Along with the expansion of the energy consumption pressure, weight reduction becomes the urgent matter, which can be realized by optimized structural design and usage of light materials, such as aluminum and magnesium alloys. In recent years, the demand for aluminum alloys has increased in response to a growing need for lightweight structural metals, which can be found to gain more and more applications in aerospace and automobile industry [1-3]. However, complex shaped components, particularly those made from light-weight alloy sheet like aluminum and magnesium, are extremely difficult to form by traditional cold forming due to its poor formability at room temperature, which often acts as the main obstacle for the wide application of these materials.

Efforts have been made to improve the formability of these materials by forming at elevated temperature. Loading force decreases and formability increases with forming temperature increasing. The deformation behaviors of many light-weight alloy sheets have been analyzed and reported at elevated temperature [4-8]. Mechanical characteristics of Al5052 and Al6061 sheets were characterized using both tensile and bulge testing methods at temperature levels up to 300 °C [9]. The forming behavior of a commercial sheet of AZ31B magnesium alloy at elevated temperatures is investigated by free bulging test and analyzing the ability of the sheet in filling a closed die by SORGENTE et al [10].

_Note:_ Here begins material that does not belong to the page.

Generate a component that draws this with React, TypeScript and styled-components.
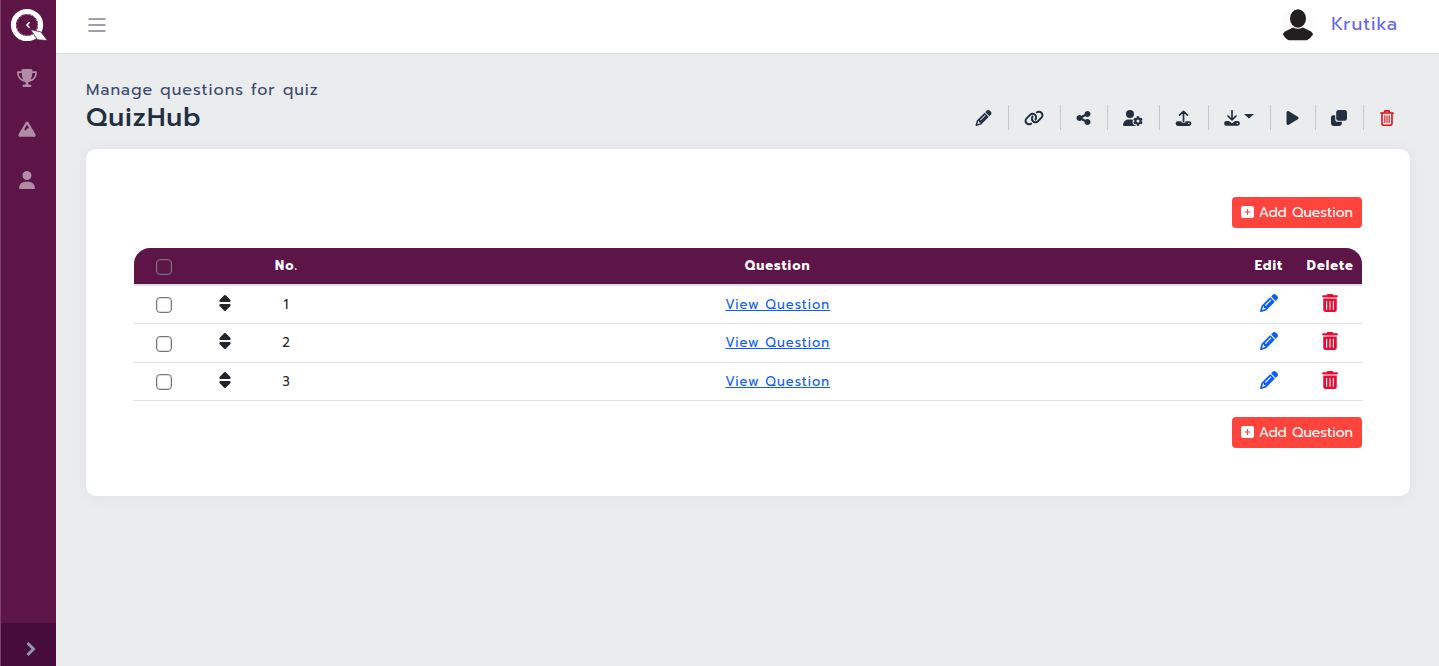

Nowadays, special attention has been paid on the forming of light-weight materials with high strain rate at elevated temperature. The commercial application of high strain rate superplasticity (HSRS) has started to achieve medium or even large volume production, such as quick plastic forming (QPF). General Motors developed the QPF process as a hot (sheet) blow forming technology to enable complex aluminum shapes to be manufactured at automotive volumes of up to 100000 per year, which has been successfully implemented for automotive lift-gates and deck-lids with complex shapes [11,12]. Mass savings of 5.1 kg for front door and 4.7 kg for rear door were obtained in the prototype aluminum doors relative to their steel counterparts by SCHROTH et al [13].

However, the development of a suitable material and the subsequent characterization of this material under the proper conditions are critical to the success of the HSRS technology. Material preparation is much more restrictive: controlled microstructures with very small mean grain size are generally required [14]. The cost of material becomes more important as the production volume increases. Therefore, efforts have been made to investigate the feasibility of forming commercial materials at high strain rate. The newly proposed process was called rapid gas forming (RGF) [15].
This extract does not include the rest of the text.